Decomposition (SVD). As such this proposal looks to implement a distributed 
version of one of the most successful SVD-based recommender algorithms from the 
Netflix competition. Namely, the SVD++ algorithm. 
The SVD++ improves upon other basic SVD algorithms by incorporating implicit 
feedback[1]. That is to say that it is able to take into account not just 
explicit user preferences, but also feedback such as, in the case of a company 
like Netflix, whether a movie has been rented. Implicit feedback assumes that 
the fact of there being some correlation between the user and the item is more 
important that whether the correlation is positive or negative. Implicit 
feedback would account for an item has being rated, but not what the rating was.
The implementation will include testing, in-depth documentation and a 
demo/tutorial. If there is time, I will also look to developing the algorithm 
into the timeSVD++ algorithm[2,3]. The timeSVD++ further improves the results 
of the SVD algorithm by taking into account temporal dynamics. Temporal 
dynamics addresses the way user preferences in items and their behaviour in how 
they rate items can change over time. According to [2] the gains in accuracy 
implementing timeSVD++ are significantly bigger than the gains going from SVD 
to SVD++. 
The overall project will provide three deliverables:
1. The basic framework for distributed SVD-based recommender
2. A distributed SVD++ implementation and demo
3. A distributed timeSVD++ implementation



Detailed Description:

The SVD++ algorithm uses the principle of categorising users and items into 
factors, combined with regularisation and implicit feedback to predict how much 
a user is likely to match an item. Factors are abstract categorises that are 
created from comparing the data presented. Factor values are grades saying how 
much each user/item is related to that category. For example with the Netflix 
data a factor could loosely correspond to a movie genre, a director or story 
line. The more factors used the more detailed the categories are likely to 
become, and thus the more accurate the predictions are likely to become. 
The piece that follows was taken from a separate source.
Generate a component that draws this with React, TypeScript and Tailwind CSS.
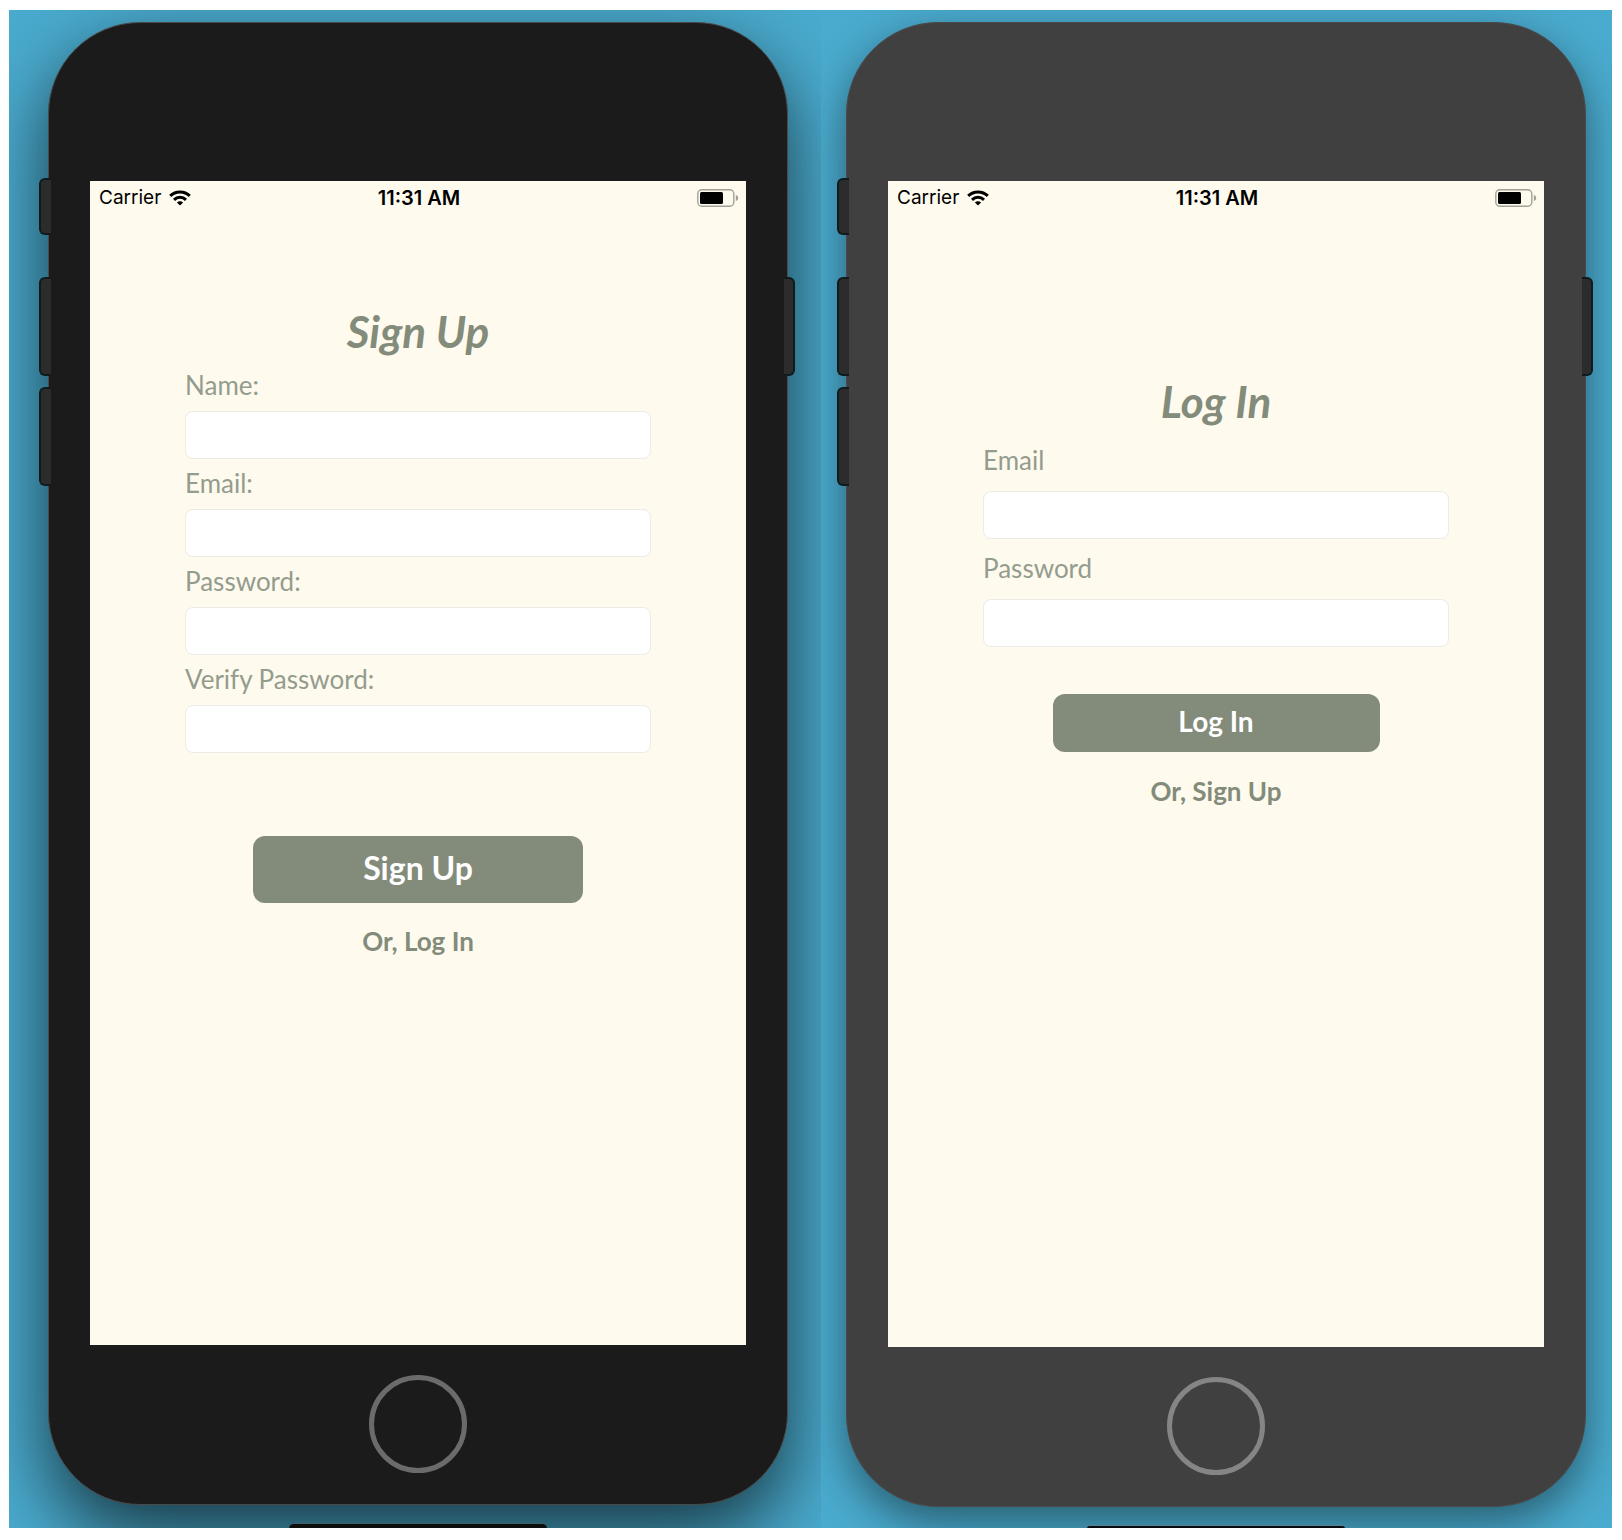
import type { ReactNode } from "react";

function WifiIcon() {
  return (
    <svg viewBox="0 0 22 16" className="h-4 w-[22px]" fill="none" stroke="#000" strokeWidth="3" aria-hidden="true">
      <path d="M1.2 5.9C6.6 0.6 15.4 0.6 20.8 5.9" />
      <path d="M5 9.8C8.4 6.5 13.6 6.5 17 9.8" />
      <path d="M11 15.6 7.9 12.4C9.7 10.9 12.3 10.9 14.1 12.4Z" fill="#000" stroke="none" />
    </svg>
  );
}

function BatteryIcon() {
  return (
    <svg viewBox="0 0 42 18" className="h-[18px] w-[42px]" fill="none" aria-hidden="true">
      <rect x="0.8" y="0.8" width="36" height="16.4" rx="4" stroke="#a3a098" strokeWidth="1.4" />
      <rect x="3" y="3" width="23" height="12" rx="1.5" fill="#000" />
      <path d="M38.8 6v6c1.8-.6 2.4-1.700 2.400-3s-.6-2.400-2.400-3Z" fill="#a3a098" />
    </svg>
  );
}

function StatusBar() {
  return (
    <div className="grid h-[34px] grid-cols-3 items-center pr-[7px] pl-[9px] font-['Inter',sans-serif] leading-6 text-black">
      <div className="flex items-center gap-2">
        <span className="text-[19px]">Carrier</span>
        <WifiIcon />
      </div>
      <span className="text-center text-[20px] font-semibold">11:31 AM</span>
      <div className="flex justify-end">
        <BatteryIcon />
      </div>
    </div>
  );
}

function SideButtons() {
  return (
    <>
      <span className="absolute top-[155px] -left-[10px] h-[57px] w-3 rounded-l-md border-2 border-r-0 border-[#101b1e] bg-[#2c2c2c]" />
      <span className="absolute top-[254px] -left-[10px] h-[99px] w-3 rounded-l-md border-2 border-r-0 border-[#101b1e] bg-[#2c2c2c]" />
      <span className="absolute top-[364px] -left-[10px] h-[99px] w-3 rounded-l-md border-2 border-r-0 border-[#101b1e] bg-[#2c2c2c]" />
      <span className="absolute top-[254px] -right-[8px] h-[99px] w-[11px] rounded-r-md border-2 border-l-0 border-[#101b1e] bg-[#2c2c2c]" />
    </>
  );
}

function Phone({ body, screen, home, children }: { body: string; screen: string; home: string; children: ReactNode }) {
  return (
    <div className={`relative rounded-[92px] border border-[#4a4a4a] px-[41px] pt-[158px] pb-[31px] ${body}`}>
      <SideButtons />
      <main className={`bg-[#fefaee] pb-10 ${screen}`}>
        <StatusBar />
        {children}
      </main>
      <button type="button" aria-label="Home" className={`mx-auto mt-[30px] block size-[98px] rounded-full border-[5px] ${home}`} />
    </div>
  );
}

function Field({ id, label, type, className }: { id: string; label: string; type: string; className: string }) {
  return (
    <div className={`flex flex-col ${className}`}>
      <label htmlFor={id} className="text-[26px] leading-8 text-[#939c8d]">
        {label}
      </label>
      <input
        id={id}
        type={type}
        className="h-12 w-full rounded-lg border border-[#ecebe6] bg-white px-3 text-[26px] text-[#838b7b] outline-none"
      />
    </div>
  );
}

function Title({ children }: { children: ReactNode }) {
  return <h1 className="text-center text-[44px] leading-[48px] font-bold text-[#838b7b] italic">{children}</h1>;
}

const buttonClass = "mx-auto block w-full rounded-xl bg-[#838b7b] pb-1 font-bold text-white";
const linkClass = "text-[26px] leading-8 font-bold text-[#838b7b]";

export default function App() {
  return (
    <div className="bg-white pt-[10px] pr-[10px] pb-3 pl-[9px] font-['Lato',sans-serif]">
      <div className="grid grid-cols-[812fr_791fr] bg-[#4aabce]">
        <section className="overflow-hidden pt-3 pr-[33px] pl-[39px]">
          <Phone
            body="bg-[#1b1b1b] shadow-[0_30px_76px_rgba(0,0,0,0.68)]"
            screen="min-h-[1164px]"
            home="border-[#6b6b6b]"
          >
            <form className="px-[95px] pt-[92px]">
              <Title>Sign Up</Title>
              <div className="mt-[14px] flex flex-col gap-2">
                <Field id="signup-name" label="Name:" type="text" className="gap-[10px]" />
                <Field id="signup-email" label="Email:" type="email" className="gap-[10px]" />
                <Field id="signup-password" label="Password:" type="password" className="gap-[10px]" />
                <Field id="signup-verify" label="Verify Password:" type="password" className="gap-[10px]" />
              </div>
              <button type="button" className={`mt-[83px] h-[67px] max-w-[330px] text-[32px] leading-10 ${buttonClass}`}>
                Sign Up
              </button>
              <p className="mt-[22px] text-center">
                <a href="#login" className={linkClass}>
                  Or, Log In
                </a>
              </p>
            </form>
          </Phone>
          <div className="mx-auto mt-[18px] h-[5px] w-[258px] rounded-t-md border-t border-[#6fa6b5] bg-[#171717]" />
        </section>
        <section className="overflow-hidden pt-3 pr-[26px] pl-[25px]">
          <Phone
            body="bg-[#404040] shadow-[0_16px_44px_rgba(0,0,0,0.46)]"
            screen="min-h-[1166px]"
            home="border-[#858585]"
          >
            <form className="px-[95px] pt-[162px]">
              <Title>Log In</Title>
              <div className="mt-[19px] flex flex-col gap-[13px]">
                <Field id="login-email" label="Email" type="email" className="gap-[15px]" />
                <Field id="login-password" label="Password" type="password" className="gap-[15px]" />
              </div>
              <button type="button" className={`mt-[47px] h-[58px] max-w-[327px] text-[28px] leading-9 ${buttonClass}`}>
                Log In
              </button>
              <p className="mt-[23px] text-center">
                <a href="#signup" className={linkClass}>
                  Or, Sign Up
                </a>
              </p>
            </form>
          </Phone>
          <div className="mx-auto mt-[18px] h-[3px] w-[258px] rounded-t-md border-t border-[#6fa6b5] bg-[#0c1118]" />
        </section>
      </div>
    </div>
  );
}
Implicit feedback is based on the theory that a user having any sort of 
relationship to an item is more important that whether they rated it, or what 
rating they gave. The assumption is that even if a user does not like an item, 
or has not rated it, the very fact that they choose to have some interaction 
with it indicates something about their preferences. In the Netflix case this 
would be represented by whether a user has rated a movie or not,  it could also 
take into account the user's rental history. 

As well as the actual implementation of the code the project has two other 
deliverable focuses. The readability, documentation, testing of the code; and a 
full tutorial and demo of the code. It is felt that without these things the 
implementation is not really complete or fully usable. 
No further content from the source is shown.